Cuando publiqué mi primera novela y tuve que ir a la primera entrevista, lo encontramos con Flor Ure en un programa de TV. Yo estaba nerviosa y verlo a Dalmiro me tranquilizó. A la salida y en el taxi que compartimos noté que estaba medio enojado. Me dijo que me había escuchado y que era un desastre, que no podía vender mi libro así, que no se cuenta un argumento, no podía arruinarlo de esa manera. Me sorprendió que se hubiera tomado el trabajo de escuchar con atención y de decírmelo. Otro día en la editorial me instruyó con ejemplos claros, y nos reímos mucho de mi torpeza. Después de este intercambio de confianza sobre lo que más nos interesaba, me animé a preguntarle si presentaría mi novela. Me dijo que sí y le agradecí su generosa disposición.

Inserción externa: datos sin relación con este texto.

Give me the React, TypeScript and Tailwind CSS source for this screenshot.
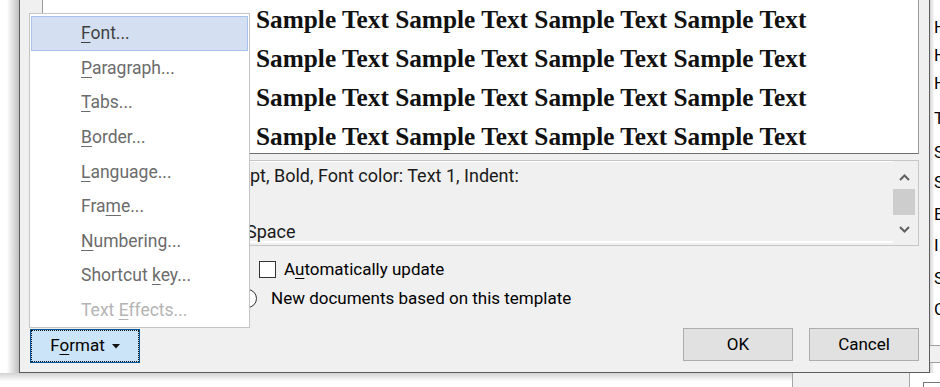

Hacía años que Dalmiro se había apartado de los lugares que solía frecuentar. Siempre tuvo una gran conciencia de lo estético. La noche del velorio en el Concejo Deliberante, donde estaban sus nueve hijos, Dolores y Juan Cruz nos contaron que la noche anterior tuvo un infarto y se cayó, y en la caída se había lastimado la frente. Para ellos, esa herida era la última marca de su carácter de luchador. En 1970 había escrito el cuento y el libro El que muere pierde; imagino que ahora, que ya había cumplido 90 años, con su enorme lucidez podía adscribir a la frase de Hemingway: “Il faut (d´abord), durer. Il faut (après tout), mourir. (Primero, hay que vivir. Después, hay que morir)”. Aclaro que esto es una presunción mía. Los muertos también reclaman su intimidad.

Tal vez sea el momento de volver a leer sus cuentos y sus novelas. Va a ser un alivio reencontrarlo ahí.